Interestingly, in regional (i.e., national) level libraries, molecular operational taxonomic units (MOTUs, i.e., BINs; Ratnasingham & Hebert, 2013) showed perfect matches to known morphospecies in nearly 90% of the studied species (e.g., Pentinsaari et al., 2014; Hendrich et al., 2015). Occasionally, mismatch to described species occurred due to splitting into clusters of different geographic origin (e.g., Morinière et al., 2017) or sharing of identical or closely related haplotypes among different morphospecies (e.g., Hawlitschek et al., 2017). However, matches generally decreased when geographic sampling of species was wider, e.g., on a continental scale (Bergsten et al., 2012; Schmid-Egger et al., 2018, Mutanen et al., 2016), with 12-30% of the species resulting paraphyletic. Identification success may decrease with increasing spatial scale of sampling; up to a drop of 50% at continental scales (Bergsten et al., 2012). Sampling on a continental scale thus considerably increases the complexity of barcoding studies. Most of the ”northern” latitude studies, however, are supposed to contain species with only low infraspecific haplotype diversity (due to extinctions and recolonization events during and after the Pleistocene; e.g., Hewitt, 1996, 1999; Schmitt, 2007; Ahrens et al., 2013), and often assemblages only contain a small number of closely related species. Thus, these data do not represent suitable test cases of species delimitation performance when the component of actual geographic genetic variation is excluded. On the other hand, several studies on tropical groups or locations also include specimens from one or more other sites (e.g., Elias et al., 2007; Thormann et al., 2016; Janzen et al., 2009; Janzen & Hallwachs, 2011) or large amount of mismatch of MOTUs with morphospecies was seen as evidence for cryptic diversity (e.g., Janzen et al., 2009; Janzen & Hallwachs, 2011).

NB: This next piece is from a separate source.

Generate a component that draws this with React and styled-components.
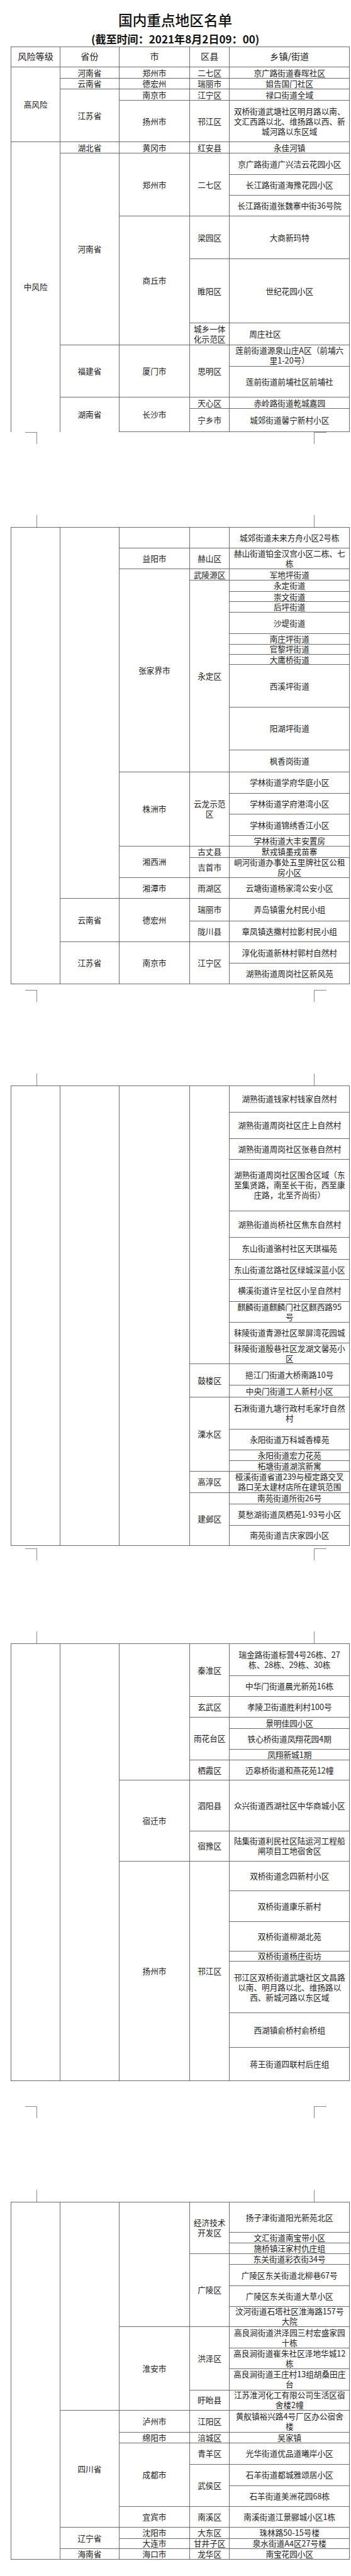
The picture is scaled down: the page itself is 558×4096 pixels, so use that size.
import React from 'react';
import styled, { createGlobalStyle } from 'styled-components';

const K = 0.743;
const u = (n) => `${Math.round(n * K * 1000) / 1000}px`;

const LINE = '#6e6e6e';
const INK = '#222';
const MARK = '#8a8a8a';

const GlobalStyle = createGlobalStyle`
  html, body { margin: 0; padding: 0; background: #fff; }
  body {
    font-family: "Noto Sans CJK SC", "Noto Sans", sans-serif;
    color: ${INK};
  }
`;

const Doc = styled.main`
  width: ${u(750)};
`;

const TitleBlock = styled.header`
  height: ${u(99)};
  display: flex;
  flex-direction: column;
  align-items: center;
`;

const Title = styled.h1`
  margin: ${u(23)} 0 0;
  font-size: ${u(30.5)};
  line-height: ${u(40)};
  font-weight: 500;
  color: #111;
`;

const Subtitle = styled.p`
  margin: ${u(5)} 0 0;
  font-size: ${u(23)};
  line-height: ${u(30)};
  font-weight: 700;
  color: #111;
`;

const Sheet = styled.section`
  height: ${(p) => u(p.$h)};
`;

const Grid = styled.div`
  display: grid;
  box-sizing: border-box;
  margin-left: ${u(23)};
  width: ${u(726)};
  grid-template-columns: ${u(105)} ${u(126)} ${u(151.6)} ${u(84.4)} 1fr;
  grid-template-rows: ${(p) => p.$rows};
  border-top: 1px solid ${LINE};
  border-left: 1px solid ${LINE};
`;

const Cell = styled.div`
  grid-column: ${(p) => p.$col};
  grid-row: ${(p) => p.$row} / span ${(p) => p.$span};
  box-sizing: border-box;
  min-width: 0;
  min-height: 0;
  display: flex;
  align-items: center;
  justify-content: ${(p) => (p.$indent ? 'flex-start' : 'center')};
  padding: 0 ${u(5)} 0 ${(p) => (p.$indent ? u(p.$indent) : u(5))};
  text-align: center;
  white-space: pre-line;
  font-size: ${u(17)};
  line-height: ${u(21.5)};
  color: ${INK};
  border-right: 1px solid ${LINE};
  border-bottom: ${(p) => (p.$open ? 'none' : `1px solid ${LINE}`)};
`;

const HeadCell = styled(Cell)`
  font-size: ${u(19)};
`;

const PageBreak = styled.div`
  height: ${u(204.5)};
  display: flex;
  flex-direction: column;
  justify-content: space-between;
`;

const MarkRow = styled.div`
  height: ${u(26)};
  display: flex;
  justify-content: space-between;
  padding: 0 ${u(52)} 0 ${u(54)};
`;

const Mark = styled.span`
  box-sizing: border-box;
  width: ${(p) => u(p.$w)};
  height: 100%;
  border: 0 solid ${MARK};
  ${(p) => (p.$edge === 'top' ? 'border-top-width: 1px;' : '')}
  ${(p) => (p.$side === 'left' ? 'border-right-width: 1px;' : 'border-left-width: 1px;')}
`;

const L = (t, y, opt = {}) => ({ t, y, ...opt });
const G = (t, c, opt = {}) => ({ t, c, ...opt });

const HEAD = ['风险等级', '省份', '市', '区县', '乡镇/街道'];

const PAGES = [
  {
    header: true,
    top: 143,
    height: 825,
    tree: [
      G('高风险', [
        G('河南省', [G('郑州市', [G('二七区', [L('京广路街道春晖社区', 167)])])]),
        G('云南省', [G('德宏州', [G('瑞丽市', [L('姐告国门社区', 190)])])]),
        G('江苏省', [
          G('南京市', [G('江宁区', [L('禄口街道全域', 214)])]),
          G('扬州市', [
            G('邗江区', [
              L('双桥街道武塘社区明月路以南、\n文汇西路以北、维扬路以西、新\n城河路以东区域', 303),
            ]),
          ]),
        ]),
      ]),
      G(
        '中风险',
        [
          G('湖北省', [G('黄冈市', [G('红安县', [L('永佳河镇', 327)])])]),
          G('河南省', [
            G('郑州市', [
              G('二七区', [
                L('京广路街道广兴洁云花园小区', 373),
                L('长江路街道海豫花园小区', 417),
                L('长江路街道张魏寨中街36号院', 462),
              ]),
            ]),
            G('商丘市', [
              G('梁园区', [L('大商新玛特', 553)]),
              G('睢阳区', [L('世纪花园小区', 691)]),
              G('城乡一体\n化示范区', [L('周庄社区', 738, { indent: 42 })]),
            ]),
          ]),
          G('福建省', [
            G('厦门市', [
              G('思明区', [
                L('莲前街道源泉山庄A区（前埔六\n里1-20号）', 783),
                L('莲前街道前埔社区前埔社', 849),
              ]),
            ]),
          ]),
          G(
            '湖南省',
            [
              G('长沙市', [
                G('天心区', [L('赤岭路街道乾城嘉园', 874)]),
                G('宁乡市', [L('城郊街道馨宁新村小区', 923)]),
              ]),
            ],
            { open: true }
          ),
        ],
        { open: true }
      ),
    ],
  },
  {
    top: 1128.5,
    height: 990,
    tree: [
      G('', [
        G('', [
          G('', [G('', [L('城郊街道未来方舟小区2号栋', 1172)])]),
          G('益阳市', [G('赫山区', [L('赫山街道铂金汉宫小区二栋、七\n栋', 1217)])]),
          G('张家界市', [
            G('武陵源区', [L('军地坪街道', 1241)]),
            G('永定区', [
              L('永定街道', 1265),
              L('崇文街道', 1287),
              L('后坪街道', 1309),
              L('沙堤街道', 1356),
              L('南庄坪街道', 1378),
              L('官黎坪街道', 1400),
              L('大庸桥街道', 1422),
              L('西溪坪街道', 1513),
              L('阳湖坪街道', 1604),
              L('枫香岗街道', 1651),
            ]),
          ]),
          G('株洲市', [
            G('云龙示范\n区', [
              L('学林街道学府华庭小区', 1697),
              L('学林街道学府港湾小区', 1742),
              L('学林街道锦绣香江小区', 1788),
              L('学林街道大丰安置房', 1810),
            ]),
          ]),
          G('湘西洲', [
            G('古丈县', [L('默戎镇墨戎苗寨', 1834)]),
            G('吉首市', [L('峒河街道办事处五里牌社区公租\n房小区', 1878)]),
          ]),
          G('湘潭市', [G('雨湖区', [L('云塘街道杨家湾公安小区', 1922)])]),
        ]),
        G('云南省', [
          G('德宏州', [
            G('瑞丽市', [L('弄岛镇雷允村民小组', 1970)]),
            G('陇川县', [L('章凤镇迭撒村拉影村民小组', 2015)]),
          ]),
        ]),
        G('江苏省', [
          G('南京市', [
            G('江宁区', [L('淳化街道新林村郭村自然村', 2061), L('湖熟街道周岗社区新风苑', 2105)]),
          ]),
        ]),
      ]),
    ],
  },
  {
    top: 2323,
    height: 990,
    tree: [
      G('', [
        G('', [
          G('', [
            G('', [
              L('湖熟街道钱家村钱家自然村', 2379),
              L('湖熟街道周岗社区庄上自然村', 2436),
              L('湖熟街道周岗社区张巷自然村', 2480),
              L('湖熟街道周岗社区围合区域（东\n至集贤路，南至长干街，西至康\n庄路，北至齐尚街）', 2591),
              L('湖熟街道尚桥社区焦东自然村', 2648),
              L('东山街道骆村社区天琪福苑', 2695),
              L('东山街道岔路社区绿城深蓝小区', 2738),
              L('横溪街道许呈社区小呈自然村', 2785),
              L('麒麟街道麒麟门社区麒西路95\n号', 2829),
              L('秣陵街道青源社区翠屏湾花园城', 2873),
              L('秣陵街道殷巷社区龙湖文馨苑小\n区', 2918),
            ]),
            G('鼓楼区', [L('挹江门街道大桥南路10号', 2964), L('中央门街道工人新村小区', 2989)]),
            G('溧水区', [
              L('石湫街道九塘行政村毛家圩自然\n村', 3058),
              L('永阳街道万科城香樟苑', 3103),
              L('永阳街道宏力花苑', 3125),
              L('柘塘街道湖滨新寓', 3148),
            ]),
            G('高淳区', [L('桠溪街道省道239与桠定路交叉\n路口芜太建材店所在建筑范围', 3194)]),
            G('建邺区', [
              L('南苑街道所街26号', 3218),
              L('莫愁湖街道凤栖苑1-93号小区', 3264),
              L('南苑街道吉庆家园小区', 3307),
            ]),
          ]),
        ]),
      ]),
    ],
  },
  {
    top: 3518,
    height: 990,
    tree: [
      G('', [
        G('', [
          G('', [
            G('秦淮区', [
              L('瑞金路街道标营4号26栋、27\n栋、28栋、29栋、30栋', 3586),
              L('中华门街道晨光新苑16栋', 3631),
            ]),
            G('玄武区', [L('孝陵卫街道胜利村100号', 3675)]),
            G('雨花台区', [
              L('景明佳园小区', 3699),
              L('铁心桥街道凤翔花园4期', 3743),
              L('凤翔新城1期', 3766),
            ]),
            G('栖霞区', [L('迈皋桥街道和燕花苑12幢', 3810)]),
          ]),
          G('宿迁市', [
            G('泗阳县', [L('众兴街道西湖社区中华商城小区', 3918)]),
            G('宿豫区', [L('陆集街道利民社区陆运河工程船\n闸项目工地宿舍区', 3983)]),
          ]),
          G('扬州市', [
            G('邗江区', [
              L('双桥街道念四新村小区', 4047),
              L('双桥街道康乐新村', 4112),
              L('双桥街道柳湖北苑', 4175),
              L('双桥街道杨庄街坊', 4197),
              L('邗江区双桥街道武塘社区文昌路\n以南、明月路以北、维扬路以\n西、新城河路以东区域', 4308),
              L('西湖镇俞桥村俞桥组', 4381),
              L('蒋王街道四联村后庄组', 4453),
            ]),
          ]),
        ]),
      ]),
    ],
  },
  {
    top: 4712,
    height: 796,
    tree: [
      G('', [
        G('', [
          G('', [
            G('经济技术\n开发区', [
              L('扬子津街道阳光新苑北区', 4777),
              L('文汇街道南宝带小区', 4799),
              L('施桥镇汪家村仇庄组', 4822),
            ]),
            G('广陵区', [
              L('东关街道彩衣街34号', 4846),
              L('广陵区东关街道北柳巷67号', 4891),
              L('广陵区东关街道大草小区', 4935),
              L('汶河街道石塔社区淮海路157号\n大院', 4979),
            ]),
          ]),
          G('淮安市', [
            G('洪泽区', [
              L('高良涧街道洪泽园三村宏盛家园\n十栋', 5025),
              L('高良涧街道崔朱社区泽地华城12\n栋', 5069),
              L('高良涧街道王庄村13组胡桑田庄\n台', 5114),
            ]),
            G('盱眙县', [L('江苏淮河化工有限公司生活区宿\n舍楼2幢', 5158)]),
          ]),
        ]),
        G('四川省', [
          G('泸州市', [G('江阳区', [L('黄舣镇裕兴路4号厂区办公宿舍\n楼', 5205)])]),
          G('绵阳市', [G('涪城区', [L('吴家镇', 5227)])]),
          G('成都市', [
            G('青羊区', [L('光华街道优品道曦岸小区', 5273)]),
            G('武侯区', [L('石羊街道都城雅颂居小区', 5319), L('石羊街道美洲花园68栋', 5364)]),
          ]),
          G('宜宾市', [G('南溪区', [L('南溪街道江景郦城小区1栋', 5408)])]),
        ]),
        G('辽宁省', [
          G('沈阳市', [G('大东区', [L('珠林路50-15号楼', 5432)])]),
          G('大连市', [G('甘井子区', [L('泉水街道A4区27号楼', 5454)])]),
        ]),
        G('海南省', [G('海口市', [G('龙华区', [L('南宝花园小区', 5477)])])]),
      ]),
    ],
  },
];

function layout(tree, startRow, top) {
  const cells = [];
  const heights = [];
  let prevY = top;
  const walk = (nodes, depth, row) => {
    let r = row;
    nodes.forEach((n) => {
      if (depth === 5) {
        heights.push(n.y - prevY);
        prevY = n.y;
        cells.push({ col: 5, row: r, span: 1, t: n.t, indent: n.indent, open: n.open });
        r += 1;
      } else {
        const s = r;
        r = walk(n.c, depth + 1, r);
        cells.push({ col: depth, row: s, span: r - s, t: n.t, open: n.open });
      }
    });
    return r;
  };
  walk(tree, 1, startRow);
  return { cells, heights };
}

function TablePage({ page }) {
  const { cells, heights } = layout(page.tree, page.header ? 2 : 1, page.top);
  const rows = [...(page.header ? [44] : []), ...heights].map(u).join(' ');
  return (
    <Sheet $h={page.height}>
      <Grid $rows={rows}>
        {page.header &&
          HEAD.map((h, i) => (
            <HeadCell key={h} $col={i + 1} $row={1} $span={1}>
              {h}
            </HeadCell>
          ))}
        {cells.map((c, i) => (
          <Cell
            key={i}
            $col={c.col}
            $row={c.row}
            $span={c.span}
            $open={c.open}
            $indent={c.indent}
          >
            {c.t}
          </Cell>
        ))}
      </Grid>
    </Sheet>
  );
}

function Break() {
  return (
    <PageBreak>
      <MarkRow>
        <Mark $w={26} $side="left" $edge="top" />
        <Mark $w={27} $side="right" $edge="top" />
      </MarkRow>
      <MarkRow>
        <Mark $w={26} $side="left" />
        <Mark $w={27} $side="right" />
      </MarkRow>
    </PageBreak>
  );
}

export default function App() {
  return (
    <Doc>
      <GlobalStyle />
      <TitleBlock>
        <Title>国内重点地区名单</Title>
        <Subtitle>(截至时间：2021年8月2日09：00)</Subtitle>
      </TitleBlock>
      {PAGES.map((p, i) => (
        <React.Fragment key={i}>
          {i > 0 && <Break />}
          <TablePage page={p} />
        </React.Fragment>
      ))}
    </Doc>
  );
}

Here we present a data set that was sampled from one local assemblage in a Southeast-Asian biodiversity hotspot (Laos: Phou Pan mountain). We investigate the performance of various species delimitation approaches on a megadiverse assemblage of herbivore chafer beetles (Coleoptera: Scarabaeidae: Sericini). Our objective is to infer whether species delimitation suffers from exaggerate infraspecific variation in the same way that led to inconsistencies between entities from DNA-based and morphology-based species inference in previous studies, despite the lack of geographic genetic variation. We are interested in the degree of deep coalescence in this local species assemblage and in how species delimitation approaches handle these data. Excluding geographic genetic variation we would expect less problems due to deep coalescences and thus higher rates of taxonomic congruence between morphospecies and MOTUs. Furthermore we employ clustering algorithms similar to those used in metabarcoding approaches, to explore the reliability of this critical step in current metabarcoding analyses pipelines (e.g., Coissac et al., 2012; Deiner et al., 2017; Macher et al., 2018; Ruppert et al., 2019).